Initially it must be noted that I have previously entered an order, upon plaintiffs' motion in limine and upon memoranda submitted by both parties, in which I held that defendant has the burden of proof of infringement in this action.

The infringement controversy is confined to two areas of construction, namely, top walls on the inner and outer members of the defendant's device and the guide means between said sections. In the discussion of the plaintiffs' machine, the alleged top wall of the outer section is sometimes referred to by the generic colloquialism of "cat walk" while that of the inner section by the term "dog house." Simply speaking the plaintiffs contend that neither of these elements of the defendant's patent nor their equivalents exist on his machines so as to constitute patent infringement.

It is conceded by the defendant that if the top wall in his patent were eliminated, the resulting machine would be outside the scope of the patent and there would be no patentable invention.

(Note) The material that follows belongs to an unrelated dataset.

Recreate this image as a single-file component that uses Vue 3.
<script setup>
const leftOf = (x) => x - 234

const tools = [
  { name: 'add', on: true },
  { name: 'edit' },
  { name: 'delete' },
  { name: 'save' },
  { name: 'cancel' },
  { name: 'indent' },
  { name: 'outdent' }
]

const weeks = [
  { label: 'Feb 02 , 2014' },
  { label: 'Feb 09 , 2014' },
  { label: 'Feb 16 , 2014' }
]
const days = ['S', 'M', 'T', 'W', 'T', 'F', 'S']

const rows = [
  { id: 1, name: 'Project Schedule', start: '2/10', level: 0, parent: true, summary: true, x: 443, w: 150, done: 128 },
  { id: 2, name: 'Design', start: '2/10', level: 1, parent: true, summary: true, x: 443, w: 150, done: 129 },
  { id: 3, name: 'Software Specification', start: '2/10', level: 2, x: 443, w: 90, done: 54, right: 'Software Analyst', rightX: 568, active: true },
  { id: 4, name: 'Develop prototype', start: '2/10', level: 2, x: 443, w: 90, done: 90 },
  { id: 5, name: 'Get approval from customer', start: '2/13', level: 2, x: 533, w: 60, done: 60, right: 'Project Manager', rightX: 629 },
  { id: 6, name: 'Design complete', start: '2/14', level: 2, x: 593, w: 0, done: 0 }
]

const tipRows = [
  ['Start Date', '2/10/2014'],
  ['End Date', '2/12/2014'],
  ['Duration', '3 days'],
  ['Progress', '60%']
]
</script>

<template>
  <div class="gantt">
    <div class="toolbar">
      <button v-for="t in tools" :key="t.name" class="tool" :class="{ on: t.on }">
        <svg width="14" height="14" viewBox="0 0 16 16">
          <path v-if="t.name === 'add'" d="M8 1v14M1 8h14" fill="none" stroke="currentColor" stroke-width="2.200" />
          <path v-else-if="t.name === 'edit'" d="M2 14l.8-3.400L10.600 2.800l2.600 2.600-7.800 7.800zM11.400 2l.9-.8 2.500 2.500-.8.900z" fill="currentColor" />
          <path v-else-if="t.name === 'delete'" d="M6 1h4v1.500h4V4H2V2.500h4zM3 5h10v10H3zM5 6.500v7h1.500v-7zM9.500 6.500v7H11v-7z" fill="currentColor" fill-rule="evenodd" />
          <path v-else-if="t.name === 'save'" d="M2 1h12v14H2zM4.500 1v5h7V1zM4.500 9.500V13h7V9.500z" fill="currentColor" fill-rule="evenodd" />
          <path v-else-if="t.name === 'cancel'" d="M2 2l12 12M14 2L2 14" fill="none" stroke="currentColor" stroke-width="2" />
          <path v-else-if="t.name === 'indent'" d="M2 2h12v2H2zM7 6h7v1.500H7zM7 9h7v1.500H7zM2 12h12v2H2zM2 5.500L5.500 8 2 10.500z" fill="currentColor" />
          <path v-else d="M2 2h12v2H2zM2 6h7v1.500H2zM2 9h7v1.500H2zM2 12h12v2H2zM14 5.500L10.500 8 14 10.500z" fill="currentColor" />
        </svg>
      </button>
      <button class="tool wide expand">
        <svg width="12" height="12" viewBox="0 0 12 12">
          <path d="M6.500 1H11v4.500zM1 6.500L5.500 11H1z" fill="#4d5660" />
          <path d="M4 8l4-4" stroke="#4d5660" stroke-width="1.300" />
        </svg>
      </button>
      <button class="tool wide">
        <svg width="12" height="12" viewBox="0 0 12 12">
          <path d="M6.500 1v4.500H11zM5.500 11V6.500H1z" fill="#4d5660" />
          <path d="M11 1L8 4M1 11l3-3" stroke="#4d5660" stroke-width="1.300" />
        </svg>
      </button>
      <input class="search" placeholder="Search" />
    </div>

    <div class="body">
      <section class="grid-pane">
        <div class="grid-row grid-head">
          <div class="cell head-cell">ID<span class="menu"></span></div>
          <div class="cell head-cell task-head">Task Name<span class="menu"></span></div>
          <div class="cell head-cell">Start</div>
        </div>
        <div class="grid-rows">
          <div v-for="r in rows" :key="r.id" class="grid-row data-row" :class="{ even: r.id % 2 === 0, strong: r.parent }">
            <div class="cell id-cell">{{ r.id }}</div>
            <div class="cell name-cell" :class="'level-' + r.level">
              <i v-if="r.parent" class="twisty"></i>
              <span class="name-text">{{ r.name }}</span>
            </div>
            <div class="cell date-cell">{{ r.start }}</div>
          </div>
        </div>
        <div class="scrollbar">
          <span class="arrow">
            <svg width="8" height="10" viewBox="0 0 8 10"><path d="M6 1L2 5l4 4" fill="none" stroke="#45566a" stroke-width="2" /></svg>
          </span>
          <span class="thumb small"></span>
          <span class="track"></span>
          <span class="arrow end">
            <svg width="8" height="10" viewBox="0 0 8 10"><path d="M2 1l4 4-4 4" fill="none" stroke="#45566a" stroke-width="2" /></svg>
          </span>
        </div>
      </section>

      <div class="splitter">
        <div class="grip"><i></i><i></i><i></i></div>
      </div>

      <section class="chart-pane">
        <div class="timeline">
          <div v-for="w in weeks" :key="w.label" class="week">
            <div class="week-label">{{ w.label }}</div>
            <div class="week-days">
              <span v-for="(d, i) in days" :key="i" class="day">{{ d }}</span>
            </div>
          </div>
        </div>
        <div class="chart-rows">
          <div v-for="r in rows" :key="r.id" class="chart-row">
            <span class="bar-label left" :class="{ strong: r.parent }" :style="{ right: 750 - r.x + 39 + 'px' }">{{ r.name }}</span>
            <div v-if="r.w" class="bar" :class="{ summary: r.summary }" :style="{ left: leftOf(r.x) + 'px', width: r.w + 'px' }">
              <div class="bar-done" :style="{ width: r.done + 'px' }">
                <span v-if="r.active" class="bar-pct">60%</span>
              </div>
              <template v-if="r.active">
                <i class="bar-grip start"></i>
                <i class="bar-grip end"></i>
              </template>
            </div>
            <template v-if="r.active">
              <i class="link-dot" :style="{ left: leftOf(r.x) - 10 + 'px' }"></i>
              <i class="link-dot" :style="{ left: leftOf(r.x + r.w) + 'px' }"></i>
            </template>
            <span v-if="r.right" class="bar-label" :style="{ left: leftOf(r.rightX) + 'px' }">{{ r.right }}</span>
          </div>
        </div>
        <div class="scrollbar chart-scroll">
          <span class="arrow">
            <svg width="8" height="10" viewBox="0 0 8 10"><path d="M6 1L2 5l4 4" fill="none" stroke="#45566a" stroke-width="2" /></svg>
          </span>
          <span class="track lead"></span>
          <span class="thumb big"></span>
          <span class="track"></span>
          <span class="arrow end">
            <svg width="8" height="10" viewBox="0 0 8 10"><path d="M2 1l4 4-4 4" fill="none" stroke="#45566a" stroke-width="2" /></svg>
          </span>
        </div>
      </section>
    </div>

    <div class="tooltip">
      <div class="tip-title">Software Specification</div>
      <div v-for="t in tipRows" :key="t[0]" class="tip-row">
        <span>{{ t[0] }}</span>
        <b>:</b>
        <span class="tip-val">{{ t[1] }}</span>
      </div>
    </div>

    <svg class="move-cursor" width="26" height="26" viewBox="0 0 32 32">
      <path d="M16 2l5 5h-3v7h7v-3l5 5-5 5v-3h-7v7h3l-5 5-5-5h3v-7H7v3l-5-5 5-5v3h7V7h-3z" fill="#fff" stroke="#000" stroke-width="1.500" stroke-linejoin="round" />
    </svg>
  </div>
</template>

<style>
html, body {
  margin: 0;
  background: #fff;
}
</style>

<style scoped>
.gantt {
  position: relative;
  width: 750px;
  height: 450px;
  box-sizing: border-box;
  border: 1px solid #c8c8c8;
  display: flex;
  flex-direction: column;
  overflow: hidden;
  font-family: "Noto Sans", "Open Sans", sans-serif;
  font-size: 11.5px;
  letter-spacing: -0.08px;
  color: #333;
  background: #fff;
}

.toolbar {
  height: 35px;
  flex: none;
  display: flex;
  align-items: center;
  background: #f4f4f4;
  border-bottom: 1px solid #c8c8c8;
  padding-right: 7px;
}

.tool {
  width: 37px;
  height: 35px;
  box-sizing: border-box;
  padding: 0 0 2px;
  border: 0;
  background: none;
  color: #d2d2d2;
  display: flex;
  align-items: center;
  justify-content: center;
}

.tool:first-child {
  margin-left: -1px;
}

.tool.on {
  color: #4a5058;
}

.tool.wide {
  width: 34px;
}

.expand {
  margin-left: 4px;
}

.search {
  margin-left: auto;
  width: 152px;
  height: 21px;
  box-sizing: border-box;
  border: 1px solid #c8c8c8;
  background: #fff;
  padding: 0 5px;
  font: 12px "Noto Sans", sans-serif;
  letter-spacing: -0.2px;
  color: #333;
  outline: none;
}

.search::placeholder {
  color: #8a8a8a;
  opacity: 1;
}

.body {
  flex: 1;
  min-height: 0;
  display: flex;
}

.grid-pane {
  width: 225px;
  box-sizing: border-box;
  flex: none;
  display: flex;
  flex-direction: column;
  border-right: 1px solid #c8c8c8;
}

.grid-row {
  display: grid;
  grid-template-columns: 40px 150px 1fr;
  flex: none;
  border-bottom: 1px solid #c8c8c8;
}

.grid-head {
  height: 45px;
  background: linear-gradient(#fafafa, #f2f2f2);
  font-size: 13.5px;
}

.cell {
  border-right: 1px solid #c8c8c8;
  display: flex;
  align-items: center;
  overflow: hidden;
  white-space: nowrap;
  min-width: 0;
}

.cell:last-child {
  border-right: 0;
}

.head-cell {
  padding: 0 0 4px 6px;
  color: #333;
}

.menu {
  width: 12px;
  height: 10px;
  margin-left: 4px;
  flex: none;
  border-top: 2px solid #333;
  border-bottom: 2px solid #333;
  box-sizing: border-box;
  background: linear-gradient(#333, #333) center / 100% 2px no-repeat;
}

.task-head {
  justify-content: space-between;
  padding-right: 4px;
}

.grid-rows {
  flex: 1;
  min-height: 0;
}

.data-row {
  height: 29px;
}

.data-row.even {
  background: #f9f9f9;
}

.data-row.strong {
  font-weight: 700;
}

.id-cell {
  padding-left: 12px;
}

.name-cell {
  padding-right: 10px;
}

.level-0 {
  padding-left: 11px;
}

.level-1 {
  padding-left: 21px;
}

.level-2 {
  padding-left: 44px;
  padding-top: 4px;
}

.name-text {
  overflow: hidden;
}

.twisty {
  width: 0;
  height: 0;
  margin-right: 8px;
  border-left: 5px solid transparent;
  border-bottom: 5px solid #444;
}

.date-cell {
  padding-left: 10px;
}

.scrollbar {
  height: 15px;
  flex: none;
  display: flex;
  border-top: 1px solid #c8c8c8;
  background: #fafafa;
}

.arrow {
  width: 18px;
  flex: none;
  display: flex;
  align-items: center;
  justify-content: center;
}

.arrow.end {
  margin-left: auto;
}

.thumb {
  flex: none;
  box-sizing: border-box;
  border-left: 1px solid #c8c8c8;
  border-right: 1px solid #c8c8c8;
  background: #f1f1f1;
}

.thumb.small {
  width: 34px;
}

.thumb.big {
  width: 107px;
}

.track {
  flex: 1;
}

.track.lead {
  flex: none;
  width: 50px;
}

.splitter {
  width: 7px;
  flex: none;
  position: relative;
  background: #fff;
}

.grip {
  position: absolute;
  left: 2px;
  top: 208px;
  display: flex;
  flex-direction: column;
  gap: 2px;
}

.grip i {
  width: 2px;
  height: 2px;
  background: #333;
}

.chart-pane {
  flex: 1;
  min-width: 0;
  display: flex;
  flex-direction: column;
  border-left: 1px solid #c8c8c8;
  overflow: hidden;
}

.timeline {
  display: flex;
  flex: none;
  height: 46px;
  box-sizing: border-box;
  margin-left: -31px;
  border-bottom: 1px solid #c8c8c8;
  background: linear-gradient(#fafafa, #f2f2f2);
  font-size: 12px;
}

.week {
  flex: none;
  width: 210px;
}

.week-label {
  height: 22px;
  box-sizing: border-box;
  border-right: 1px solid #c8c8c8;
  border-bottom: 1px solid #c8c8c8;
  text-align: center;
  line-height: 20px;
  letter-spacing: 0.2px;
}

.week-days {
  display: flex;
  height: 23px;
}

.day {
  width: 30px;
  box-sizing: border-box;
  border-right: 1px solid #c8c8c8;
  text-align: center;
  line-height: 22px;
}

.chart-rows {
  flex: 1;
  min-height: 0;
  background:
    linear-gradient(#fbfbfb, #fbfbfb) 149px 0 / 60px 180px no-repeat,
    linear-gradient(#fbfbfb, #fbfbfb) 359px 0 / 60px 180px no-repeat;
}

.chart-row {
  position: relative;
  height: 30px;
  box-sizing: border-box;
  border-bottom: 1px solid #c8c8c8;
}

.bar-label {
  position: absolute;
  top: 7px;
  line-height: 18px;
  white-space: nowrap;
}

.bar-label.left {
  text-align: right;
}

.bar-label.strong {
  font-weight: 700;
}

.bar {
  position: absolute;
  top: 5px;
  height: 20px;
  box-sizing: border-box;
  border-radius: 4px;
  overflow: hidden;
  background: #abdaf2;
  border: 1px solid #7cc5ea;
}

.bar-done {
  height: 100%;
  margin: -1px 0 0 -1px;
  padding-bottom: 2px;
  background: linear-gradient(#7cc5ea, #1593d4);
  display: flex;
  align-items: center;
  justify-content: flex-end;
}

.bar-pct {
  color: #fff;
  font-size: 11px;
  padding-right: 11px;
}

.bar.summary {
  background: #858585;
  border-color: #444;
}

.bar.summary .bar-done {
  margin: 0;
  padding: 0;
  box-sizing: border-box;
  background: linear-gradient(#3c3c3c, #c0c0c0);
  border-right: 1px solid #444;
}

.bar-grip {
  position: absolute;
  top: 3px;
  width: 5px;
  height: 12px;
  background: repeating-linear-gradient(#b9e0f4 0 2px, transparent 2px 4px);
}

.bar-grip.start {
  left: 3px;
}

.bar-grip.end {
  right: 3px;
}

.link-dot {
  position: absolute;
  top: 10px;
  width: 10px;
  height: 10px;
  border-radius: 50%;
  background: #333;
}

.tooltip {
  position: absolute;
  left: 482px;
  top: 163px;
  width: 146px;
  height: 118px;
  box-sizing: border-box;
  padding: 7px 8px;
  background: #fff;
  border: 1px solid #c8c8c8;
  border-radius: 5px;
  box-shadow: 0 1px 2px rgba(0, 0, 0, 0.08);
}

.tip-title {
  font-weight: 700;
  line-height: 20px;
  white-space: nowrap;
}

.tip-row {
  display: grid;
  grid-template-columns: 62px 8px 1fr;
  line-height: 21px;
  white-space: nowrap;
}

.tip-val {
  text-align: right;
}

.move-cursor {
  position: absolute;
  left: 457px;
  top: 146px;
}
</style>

It is well established law that it is fatal to a charge of infringement if the accused device omits a single element of a claim without inclusion of an equivalent.

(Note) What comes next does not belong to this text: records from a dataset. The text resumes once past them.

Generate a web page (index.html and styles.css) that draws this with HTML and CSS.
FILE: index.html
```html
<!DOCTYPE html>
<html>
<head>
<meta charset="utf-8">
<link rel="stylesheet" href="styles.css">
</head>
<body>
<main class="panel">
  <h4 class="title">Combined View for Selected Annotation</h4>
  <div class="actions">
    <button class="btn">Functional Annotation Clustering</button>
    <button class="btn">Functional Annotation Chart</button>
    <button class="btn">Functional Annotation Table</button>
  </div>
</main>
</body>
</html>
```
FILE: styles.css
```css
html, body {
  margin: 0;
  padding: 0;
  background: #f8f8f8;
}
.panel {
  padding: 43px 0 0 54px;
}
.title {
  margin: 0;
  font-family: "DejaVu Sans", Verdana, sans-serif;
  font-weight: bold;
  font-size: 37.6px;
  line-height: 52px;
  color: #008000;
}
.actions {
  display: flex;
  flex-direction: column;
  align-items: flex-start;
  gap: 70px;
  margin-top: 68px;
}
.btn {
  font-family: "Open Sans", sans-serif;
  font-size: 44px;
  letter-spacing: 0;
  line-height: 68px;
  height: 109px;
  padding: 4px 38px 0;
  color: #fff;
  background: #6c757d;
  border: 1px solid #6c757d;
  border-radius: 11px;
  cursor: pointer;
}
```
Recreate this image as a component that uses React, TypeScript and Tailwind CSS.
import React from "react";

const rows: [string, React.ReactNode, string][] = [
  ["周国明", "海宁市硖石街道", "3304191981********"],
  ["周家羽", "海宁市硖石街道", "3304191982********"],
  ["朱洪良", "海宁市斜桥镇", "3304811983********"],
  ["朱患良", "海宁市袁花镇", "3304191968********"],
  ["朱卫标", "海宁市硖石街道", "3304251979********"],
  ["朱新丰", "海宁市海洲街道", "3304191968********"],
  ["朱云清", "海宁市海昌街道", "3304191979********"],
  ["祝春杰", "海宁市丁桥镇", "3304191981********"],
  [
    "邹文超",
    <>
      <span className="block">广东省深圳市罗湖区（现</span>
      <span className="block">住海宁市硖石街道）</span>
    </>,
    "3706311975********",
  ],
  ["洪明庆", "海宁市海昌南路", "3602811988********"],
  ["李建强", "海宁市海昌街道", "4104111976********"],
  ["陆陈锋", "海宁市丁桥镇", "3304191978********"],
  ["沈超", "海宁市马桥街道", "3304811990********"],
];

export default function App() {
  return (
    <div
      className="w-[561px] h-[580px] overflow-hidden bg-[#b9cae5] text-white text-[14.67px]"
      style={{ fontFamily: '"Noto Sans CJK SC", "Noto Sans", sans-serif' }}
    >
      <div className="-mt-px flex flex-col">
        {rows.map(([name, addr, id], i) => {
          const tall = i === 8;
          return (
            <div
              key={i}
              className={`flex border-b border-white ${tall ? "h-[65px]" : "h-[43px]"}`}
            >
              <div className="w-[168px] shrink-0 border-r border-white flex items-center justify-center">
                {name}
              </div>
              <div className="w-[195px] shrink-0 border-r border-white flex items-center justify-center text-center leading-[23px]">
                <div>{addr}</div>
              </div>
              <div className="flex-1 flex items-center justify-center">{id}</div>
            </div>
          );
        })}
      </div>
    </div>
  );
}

It was held in Steigleder v. Eberhard Faber Pencil Co., 81 F. Supp. 143, 145 (D. Mass. 1948), aff'd, 176 F.2d 604, (1st Cir.), cert. denied, 338 U.S. 893, 70 S. Ct. 244, 94 L. Ed. 548 (1949):

"The question of whether or not there is infringement must be decided with reference to the claims of the patent which 'measure the invention' (Paper Bag Patent Case, [Continental Paper Bag Co. v. Eastern Paper Bag Co.], 210 U.S. 405, 419, 28 S. Ct. 748, 751, 52 L. Ed. 1122), for it is in the claims that the inventor has set forth his own statement of what precisely his invention is. White v. Dunbar, 119 U.S. 47, 52, 7 S. Ct. 72, 30 L. Ed. 303."

In Deller's Walker on Patents (2d Ed. 1965), § 246 at page 129, it is stated:

"The claims must be read in the light of the disclosure of the specification, not to restrict the invention to the precise structure disclosed, but to grasp the invention in order properly to measure the range of equivalents." Citing in footnote, Flowers v. Magor Car Corp., 65 F.2d 657 (3d Cir. 1933).

At page 131 we find:

"But a claim is not required to be limited to exact devices disclosed by the specification and drawings since the claims of the patent and not its specifications measure the invention." Citing in footnote, Oates v. Camp, 83 F.2d 111 (4th Cir. 1936) and Flowers v. Austin-Western Co., 149 F.2d 955 (7th Cir. 1955).

The threshold question is whether file wrapper estoppel exists here, limiting the range of equivalents upon which the patentee would otherwise rely in an infringement suit. The substance of file wrapper estoppel is that where a patentee has narrowed his patent claim in response to a rejection of the Patent Office, in order to obtain issuance of a patent, he is estopped from resorting to equivalents with respect to those limitations which were so introduced. See, e.g., Bishman Mfg. Co. v. Stewart-Warner Corp., 380 F.2d 336 (7th Cir.), cert. denied, 389 U.S. 897, 88 S. Ct. 216, 19 L. Ed. 2d 214 (1967). No such situation exists at bar, since those elements in the defendant's patent claims which plaintiffs allege are not present in their machines, namely, the top walls on the inner and outer sections and the guide means between the sections, were recited in the original claims filed by the defendant and were not added by amendment in order to obtain issuance of the patent. The plaintiffs conceded this through their own expert witness and there is no need to discuss it further.

Guide Means

The first non-infringement contention made by the plaintiffs is that their machines do not have the same or equivalent cooperating guide means between the sections as called for by the Torti patent. As noted above, the four patent claims in question define the cooperating guide means on the inner and outer members and are sufficiently similar in scope so as to stand or fall together.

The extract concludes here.